**Objective**
Scan the material below for the string "React", and copy every line where it shows up.

**Data section**
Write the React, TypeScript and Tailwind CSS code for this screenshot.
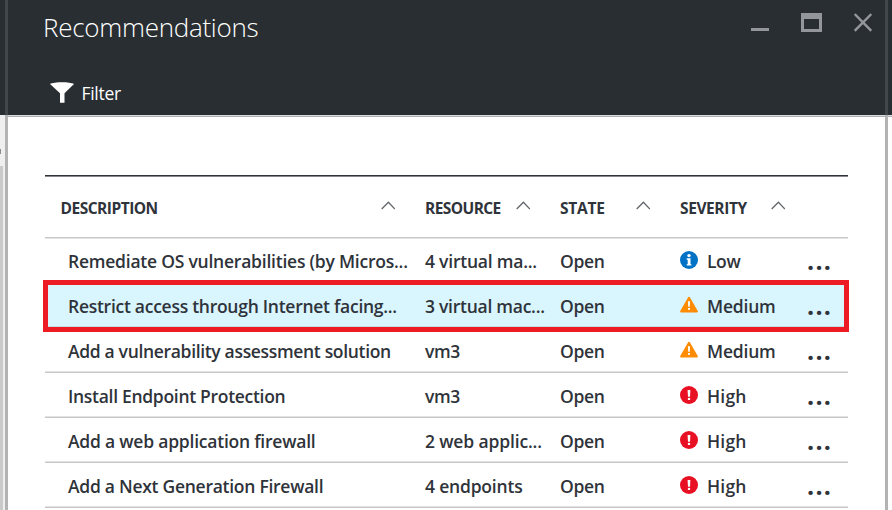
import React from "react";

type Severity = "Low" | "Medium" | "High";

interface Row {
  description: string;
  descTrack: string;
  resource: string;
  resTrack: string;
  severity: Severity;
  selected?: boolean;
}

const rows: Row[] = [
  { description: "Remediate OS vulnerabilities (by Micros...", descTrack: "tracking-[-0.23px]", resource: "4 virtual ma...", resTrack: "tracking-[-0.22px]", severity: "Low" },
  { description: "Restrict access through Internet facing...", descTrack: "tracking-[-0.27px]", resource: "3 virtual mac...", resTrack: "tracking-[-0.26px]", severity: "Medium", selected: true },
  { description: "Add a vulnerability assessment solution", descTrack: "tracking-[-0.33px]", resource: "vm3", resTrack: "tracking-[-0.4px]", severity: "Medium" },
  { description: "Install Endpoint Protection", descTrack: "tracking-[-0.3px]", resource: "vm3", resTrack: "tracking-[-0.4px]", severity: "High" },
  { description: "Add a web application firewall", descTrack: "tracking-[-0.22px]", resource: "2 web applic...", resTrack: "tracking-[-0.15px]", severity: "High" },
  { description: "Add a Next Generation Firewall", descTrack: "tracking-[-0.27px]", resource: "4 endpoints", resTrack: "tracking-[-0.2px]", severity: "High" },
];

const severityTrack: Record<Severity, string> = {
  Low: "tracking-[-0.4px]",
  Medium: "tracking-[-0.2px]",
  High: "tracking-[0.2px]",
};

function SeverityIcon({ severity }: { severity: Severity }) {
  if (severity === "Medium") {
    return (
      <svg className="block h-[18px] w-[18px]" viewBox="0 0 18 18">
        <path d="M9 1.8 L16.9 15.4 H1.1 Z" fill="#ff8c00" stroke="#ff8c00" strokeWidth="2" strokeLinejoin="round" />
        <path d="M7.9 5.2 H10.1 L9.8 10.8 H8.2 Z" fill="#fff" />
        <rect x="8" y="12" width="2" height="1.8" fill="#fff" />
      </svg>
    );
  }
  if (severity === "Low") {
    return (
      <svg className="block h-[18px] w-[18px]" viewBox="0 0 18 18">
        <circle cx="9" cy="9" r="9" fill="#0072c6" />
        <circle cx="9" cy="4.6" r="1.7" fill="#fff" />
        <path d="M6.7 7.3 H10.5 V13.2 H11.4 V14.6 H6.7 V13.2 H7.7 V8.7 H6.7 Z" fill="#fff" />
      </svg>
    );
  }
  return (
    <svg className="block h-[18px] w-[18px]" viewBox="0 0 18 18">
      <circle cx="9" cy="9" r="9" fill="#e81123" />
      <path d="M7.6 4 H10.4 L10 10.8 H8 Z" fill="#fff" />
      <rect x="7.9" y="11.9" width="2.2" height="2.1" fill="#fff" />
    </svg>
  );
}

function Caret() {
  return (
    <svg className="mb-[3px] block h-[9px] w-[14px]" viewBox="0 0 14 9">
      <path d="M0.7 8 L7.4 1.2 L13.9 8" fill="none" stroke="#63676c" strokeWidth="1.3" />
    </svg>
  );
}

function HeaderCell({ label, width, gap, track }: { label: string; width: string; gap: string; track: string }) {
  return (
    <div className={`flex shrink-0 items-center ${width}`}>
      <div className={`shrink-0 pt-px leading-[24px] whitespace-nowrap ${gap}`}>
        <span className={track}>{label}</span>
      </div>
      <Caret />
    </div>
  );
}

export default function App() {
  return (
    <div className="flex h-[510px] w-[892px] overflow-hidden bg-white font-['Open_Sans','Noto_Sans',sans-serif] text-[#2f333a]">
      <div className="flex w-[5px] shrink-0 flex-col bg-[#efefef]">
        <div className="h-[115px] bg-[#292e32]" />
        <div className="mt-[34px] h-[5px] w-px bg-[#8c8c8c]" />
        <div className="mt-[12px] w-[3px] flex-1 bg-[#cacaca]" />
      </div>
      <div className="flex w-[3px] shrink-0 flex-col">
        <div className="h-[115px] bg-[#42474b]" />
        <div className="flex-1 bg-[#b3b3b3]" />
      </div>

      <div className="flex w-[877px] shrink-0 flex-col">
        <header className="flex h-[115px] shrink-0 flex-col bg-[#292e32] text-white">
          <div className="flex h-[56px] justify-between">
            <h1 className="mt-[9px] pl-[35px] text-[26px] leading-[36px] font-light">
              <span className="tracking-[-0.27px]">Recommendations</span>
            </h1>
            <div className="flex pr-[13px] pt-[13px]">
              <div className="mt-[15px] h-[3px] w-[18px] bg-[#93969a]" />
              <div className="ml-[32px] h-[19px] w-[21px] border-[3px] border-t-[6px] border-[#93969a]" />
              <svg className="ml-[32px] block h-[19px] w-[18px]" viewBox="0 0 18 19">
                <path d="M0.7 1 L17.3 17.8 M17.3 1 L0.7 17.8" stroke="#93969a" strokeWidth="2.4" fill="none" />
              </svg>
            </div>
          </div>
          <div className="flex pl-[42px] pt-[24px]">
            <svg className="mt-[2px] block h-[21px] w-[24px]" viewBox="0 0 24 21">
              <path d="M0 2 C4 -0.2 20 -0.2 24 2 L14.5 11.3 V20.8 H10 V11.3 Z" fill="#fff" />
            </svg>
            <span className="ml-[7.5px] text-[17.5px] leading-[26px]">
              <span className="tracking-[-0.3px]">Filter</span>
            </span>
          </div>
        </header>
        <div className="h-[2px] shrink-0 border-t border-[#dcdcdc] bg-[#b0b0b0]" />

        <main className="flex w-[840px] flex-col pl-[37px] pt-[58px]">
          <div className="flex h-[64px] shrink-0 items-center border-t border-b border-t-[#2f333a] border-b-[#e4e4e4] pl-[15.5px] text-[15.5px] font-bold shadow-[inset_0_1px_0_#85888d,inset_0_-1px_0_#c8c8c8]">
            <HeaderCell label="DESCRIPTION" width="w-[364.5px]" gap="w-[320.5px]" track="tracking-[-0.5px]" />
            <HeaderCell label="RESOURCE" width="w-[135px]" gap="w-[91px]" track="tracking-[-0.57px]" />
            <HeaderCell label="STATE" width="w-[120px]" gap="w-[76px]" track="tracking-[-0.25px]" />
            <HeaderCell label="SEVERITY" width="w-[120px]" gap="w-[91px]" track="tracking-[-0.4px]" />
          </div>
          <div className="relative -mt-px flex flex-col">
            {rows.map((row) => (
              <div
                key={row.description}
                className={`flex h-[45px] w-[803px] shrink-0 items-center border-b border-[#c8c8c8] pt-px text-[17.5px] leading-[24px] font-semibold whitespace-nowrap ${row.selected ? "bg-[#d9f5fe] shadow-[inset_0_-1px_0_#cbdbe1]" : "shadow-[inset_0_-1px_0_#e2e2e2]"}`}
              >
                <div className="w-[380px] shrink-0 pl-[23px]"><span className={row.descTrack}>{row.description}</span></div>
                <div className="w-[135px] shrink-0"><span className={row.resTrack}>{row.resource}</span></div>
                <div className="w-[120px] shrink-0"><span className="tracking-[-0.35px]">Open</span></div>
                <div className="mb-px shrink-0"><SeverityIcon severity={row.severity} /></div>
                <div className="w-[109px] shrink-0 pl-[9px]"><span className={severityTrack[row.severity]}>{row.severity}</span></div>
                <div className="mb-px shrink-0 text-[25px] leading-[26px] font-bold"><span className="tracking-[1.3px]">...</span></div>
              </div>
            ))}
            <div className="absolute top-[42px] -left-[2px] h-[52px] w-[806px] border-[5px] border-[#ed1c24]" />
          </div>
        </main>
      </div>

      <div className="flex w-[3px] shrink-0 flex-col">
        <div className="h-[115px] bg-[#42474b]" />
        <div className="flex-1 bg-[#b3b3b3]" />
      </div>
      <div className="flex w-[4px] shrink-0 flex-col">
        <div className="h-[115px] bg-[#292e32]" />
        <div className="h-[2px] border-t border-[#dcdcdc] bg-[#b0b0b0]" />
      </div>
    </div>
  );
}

**Final answer**
Write the React, TypeScript and Tailwind CSS code for this screenshot.
import React from "react";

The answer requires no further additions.